Não há esqueletos completos de taeniodontes, mas o crânio é do tamanho de uma grande abóbora, e eles parecem ser uma daquelas espécies que se tornaram corpulentas e adaptadas para cavar.
“Eles têm estes espaços minúsculos para seus olhinhos brilhantes, dentes enormes na frente, que se assemelham a roedores, mas é só isso”, diz Shelley.
“São realmente enigmáticos.”
Segundo ela, essa coleção de vida mamífera que se seguiu à fauna do desastre foi menosprezada por muito tempo.
“Foram chamados de arcaicos e primitivos e generalizados — quando, na verdade, são apenas diferentes”, explica.
“Seus ancestrais sobreviveram à segunda maior extinção em massa da história da vida. Eles não eram apenas idiotas generalizados que vagavam à toa pela vida. Eles estavam sobrevivendo e prosperando e fazendo isso muito bem.”
Em muitos aspectos, esses mamíferos estavam entrando nos vazios ecológicos deixados pelos magníficos e hiperespecializados dinossauros tão bem adaptados ao Cretáceo Superior, mas profundamente mal equipados para lidar com um mundo atingido por asteroides.
“É surpreendente pensar que você tinha um grupo como os dinossauros que existiram há tantas dezenas de milhões de anos, que fizeram coisas tão sublimes como evoluir para gigantes do tamanho de aviões, carnívoros do tamanho de ônibus e todas aquelas coisas — e então tudo isso desmoronou em um instante quando a Terra mudou tão rápido”, afirma Brusatte.
“Eles eram muito inadequados a essa nova realidade e não conseguiam se adaptar.”
A arbitrariedade do evento é algo que parece ressoar entre os integrantes da equipe da Universidade de Edimburgo.
“Estamos aqui em grande parte por acaso”, diz Bertrand.

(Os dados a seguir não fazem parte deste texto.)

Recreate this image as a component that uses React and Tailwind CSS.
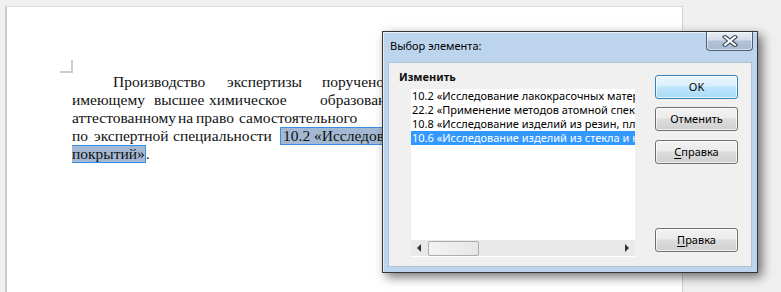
import React from "react";

function Btn({ children, primary, className = "" }) {
  return (
    <div
      className={`w-[83px] h-[24px] flex items-center justify-center rounded-[3px] border text-[11px] text-black ${
        primary
          ? "border-[#3c7fb1] bg-[linear-gradient(#eaf6fd_0%,#d9f0fc_45%,#bee6fd_50%,#a7d9f5_100%)]"
          : "border-[#707070] bg-[linear-gradient(#f2f2f2_0%,#ebebeb_45%,#dddddd_50%,#cfcfcf_100%)]"
      } shadow-[inset_0_0_0_1px_rgba(255,255,255,0.7)] ${className}`}
    >
      {children}
    </div>
  );
}

function W({ w, children }) {
  return <span className="shrink-0" style={{ width: w }}>{children}</span>;
}

export default function App() {
  const items = [
    "10.2 «Исследование лакокрасочных материалов и покрытий»",
    "22.2 «Применение методов атомной спектроскопии в экспертном исследовании объектов»",
    "10.8 «Исследование изделий из резин, пластмасс и других полимерных материалов»",
    "10.6 «Исследование изделий из стекла и керамики»",
  ];
  return (
    <div className="relative w-[781px] h-[292px] overflow-hidden bg-[#f0f0f0]">
      {/* page */}
      <div className="ml-[5px] mt-[6px] w-[678px] h-[300px] bg-white border-l-2 border-l-[#cacaca] border-t border-t-[#dcdcdc] border-r border-r-[#d0d0d0] overflow-hidden flex flex-col">
        <div className="mt-[53px] ml-[53px] w-[13px] h-[13px] border-r-2 border-b-2 border-[#cdcdcd]" />
        <div
          className="ml-[65px] w-[310px] overflow-hidden text-[15.5px] leading-[18px] text-[#111] whitespace-nowrap"
          style={{ fontFamily: '"Liberation Serif", "Times New Roman", serif' }}
        >
          <div className="flex">
            <W w={41} />
            <W w={114}>Производство</W>
            <W w={95}>экспертизы</W>
            <span className="shrink-0">поручено эксперту</span>
          </div>
          <div className="flex">
            <W w={82}>имеющему</W>
            <W w={55}>высшее</W>
            <W w={111}>химическое</W>
            <span className="shrink-0">образование,</span>
          </div>
          <div className="flex">
            <W w={106}>аттестованному</W>
            <W w={18}>на</W>
            <W w={43}>право</W>
            <W w={150}>самостоятельного</W>
            <span className="shrink-0">производства</span>
          </div>
          <div className="flex">
            <W w={22}>по</W>
            <W w={79}>экспертной</W>
            <W w={107}>специальности</W>
            <span className="shrink-0 h-[18px] pl-[2px] bg-[#a3b9d3] border border-[#3b8ee6] leading-[16px]">10.2 «Исследование лакокрасочных</span>
          </div>
          <div className="flex">
            <span className="shrink-0 -ml-[1px] h-[18px] bg-[#a3b9d3] border border-[#3b8ee6] leading-[16px]">покрытий»</span>
            <span className="shrink-0">.</span>
          </div>
        </div>
      </div>

      {/* dialog window */}
      <div className="absolute left-[382px] top-[31px] w-[376px] h-[242px] border border-[#363636] bg-[#bdd4ed] flex flex-col shadow-[inset_1px_1px_0_rgba(255,255,255,0.6),4px_4px_10px_rgba(0,0,0,0.55)] font-['Noto_Sans',sans-serif]">
        <div className="h-[30px] flex items-start justify-between">
          <div className="pl-[7px] pt-[6px] text-[11px] leading-[16px] text-black">Выбор элемента:</div>
          <div className="mr-[4px] w-[47px] h-[19px] border border-t-0 border-[#4f5f72] rounded-b-[4px] bg-[linear-gradient(#e9eef5_0%,#d3dce8_45%,#b2c3d8_50%,#a8bad1_100%)] flex items-center justify-center shadow-[inset_0_0_0_1px_rgba(255,255,255,0.55)]">
            <svg width="16" height="12" viewBox="0 0 16 12">
              <path d="M3 2 L13 10 M13 2 L3 10" stroke="#3a4656" strokeWidth="4.2" strokeLinecap="square" />
              <path d="M3 2 L13 10 M13 2 L3 10" stroke="#ffffff" strokeWidth="2" strokeLinecap="square" />
            </svg>
          </div>
        </div>
        <div className="mx-[5px] h-[205px] border border-[#b0c2d6] bg-[#f0f0f0] flex">
          <div className="pl-[10px] pt-[6px] flex flex-col">
            <div className="text-[11px] leading-[16px] font-bold text-[#111]">Изменить</div>
            <div className="mt-[4px] ml-[12px] w-[224px] h-[168px] bg-white flex flex-col overflow-hidden">
              <div className="flex-1">
                {items.map((t, i) => (
                  <div
                    key={i}
                    className={`h-[14px] pl-[1px] text-[11px] leading-[14px] whitespace-nowrap overflow-hidden ${
                      i === 3 ? "bg-[#3399ff] text-white" : "text-black"
                    }`}
                  >
                    {t}
                  </div>
                ))}
              </div>
              <div className="h-[17px] bg-[#e9e9e9] flex items-center border-b border-white">
                <div className="w-[17px] h-[16px] flex items-center justify-center">
                  <svg width="5" height="8" viewBox="0 0 5 8">
                    <path d="M4 0 L0 4 L4 8 Z" fill="#333" />
                  </svg>
                </div>
                <div className="w-[51px] h-[15px] rounded-[2px] border border-[#adadad] bg-[linear-gradient(90deg,#f3f3f3,#e6e6e6)]" />
                <div className="flex-1" />
                <div className="w-[17px] h-[16px] flex items-center justify-center">
                  <svg width="5" height="8" viewBox="0 0 5 8">
                    <path d="M1 0 L5 4 L1 8 Z" fill="#333" />
                  </svg>
                </div>
              </div>
            </div>
          </div>
          <div className="ml-[20px] pt-[12px] flex flex-col">
            <Btn primary>OK</Btn>
            <Btn className="mt-[8px]">Отменить</Btn>
            <Btn className="mt-[9px]">
              <span className="underline underline-offset-2">С</span>правка
            </Btn>
            <Btn className="mt-[64px]">
              <span className="underline underline-offset-2">П</span>равка
            </Btn>
          </div>
        </div>
      </div>
    </div>
  );
}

“O asteroide poderia não ter atingido a Terra, poderia ter caído em outra área do planeta no oceano, e isso teria feito a diferença em termos de quais espécies foram selecionadas. A coisa toda, quando penso nisso, é uma loucura.”
Brusatte concorda:
“Poderia ter passado zunindo, poderia ter agitado as camadas superiores da atmosfera, poderia ter se desintegrado à medida que se aproximava da Terra. Poderia ter feito qualquer coisa, mas por total acaso, foi direto para a Terra.”
Para os mamíferos vivos hoje, talvez tenha sido bom.